The YPG, which controls nearly all of Syria’s northern border with Turkey, has been fighting against Daesh Takfiri terrorist group.

Kurdish female fighters of the People’s Protection Units (YPG) load their weapons during a training at their camp in the city of al-Qahtaniyah, northeastern Syria, on December 1, 2015. (AFP photo)

Meanwhile, France has urged Turkey to stop shelling the positions of Kurdish fighters in northern Syria.

A French foreign ministry statement said Ankara’s decision could deteriorate an already volatile situation in Syria’s north. The statement called on Turkey to join the ceasefire efforts instead.

The  United States has also denounced Turkey’s decision as untimely.

The developments came as Turkish Foreign Minister Mevlut Cavusoglu said Saudi Arabia and his country could launch a ground operation in Syria.

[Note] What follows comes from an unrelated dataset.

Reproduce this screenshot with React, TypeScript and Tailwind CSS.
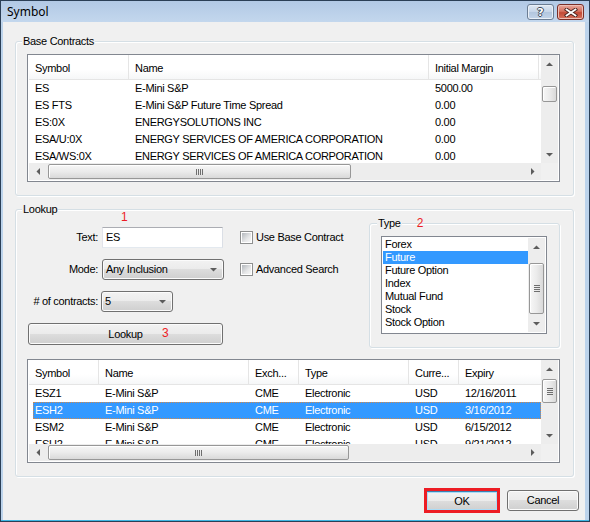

Turkey has been among the main supporters of the militant groups operating in Syria, with reports saying that Ankara actively trains and arms the Takfiri terrorists there and facilitates their safe passage into the conflict-ridden Arab country.

Turkey has also been accused on numerous occasions of being involved in illegal oil trade with Daesh. Russia has released pictures and videos purportedly showing the movement of oil tankers from Daesh-controlled areas in Syria toward Turkey.

The foreign-sponsored conflict in Syria, which flared in March 2011, has claimed the lives of some 470,000 people and left 1.9 million injured, according to the Syrian Center for Policy Research.